Shibata: I remember thinking that if even one from the hyakki yagyo came my way, if I could just take a photo of it... maybe I could drive it away with the flash, or suck it inside the film, I don't know... I just thought that it would be alright, and felt weirdly reassured. This sort of thing had an influence on the background of Zero. The camera was a really great fit in terms of it as a game too, though.
—Like I often hear being said, I think Zero's camera is a plus in terms of horror staging due to the fact that you have to peer right at the ghost, but since you look through it with the mindset that you'll be okay as long as you have the camera, doesn't it give you a sense of security against the fear of ghosts? It's one of the things I wonder every time I play Zero...
Shibata: There's definitely that aspect to it. From the start, you shouldn't really be putting combat into a horror game. Going around defeating these objects of fear spoils it.
—I've seen Shinji Mikami say something similar in another interview. This is another of the dilemmas between horror and games, isn't it? In horror films or books, you can just run away from the thing that scares you, but in a game you have to face up to your fears and defeat them...
Shibata: Right. Since it's a game, you want there to be sense of resolution, too. That's what led me to think about sealing ghosts inside photos by taking pictures of them with the camera.
Even in comparison to the other ideas we came up with, the camera came out really well. I especially like the way your field of vision is limited when you look through the camera. The ghost suddenly vanishes, and you have to hurriedly search around for it. It's good to have them suddenly fall from the sky when you look up, too. It makes it more interesting both in terms of horror, and simply in terms of combat.
—So the combat itself turns into horror staging?

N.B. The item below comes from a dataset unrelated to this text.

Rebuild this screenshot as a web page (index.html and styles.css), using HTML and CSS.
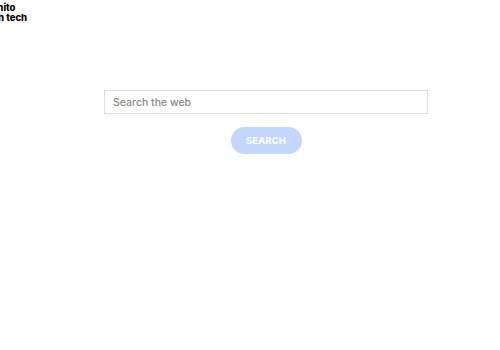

Shibata: Everyone was opposed to it at first, though. In the end, I had to actually make a mock-up of it and sell it to them on the premise of it basically being a shooting game where you have bullets that you can only shoot one at a time, and they said, "I see, so it's a Bio where you have that sort of weapon." I said things like, "Ghosts are scarier than zombies, and ghosts can keep coming back and attacking you over and over. Ghosts don't die or get sick or anything!" (laughs).
All: (laugh)
—I'd like to ask one more thing about the difficult parts of horror games... Do you think that a kind of "inconvenience" is important in a horror game? For example, the camera making it harder to see that you mentioned before would actually be considered an issue in a conventional game, I think. There are lots of horror games where the walking speed is slow, too. A lot of the creators I interview for Game no Kikakusho value comfortable controls very highly, but it seems like horror games think that uncomfortable controls are what's really important.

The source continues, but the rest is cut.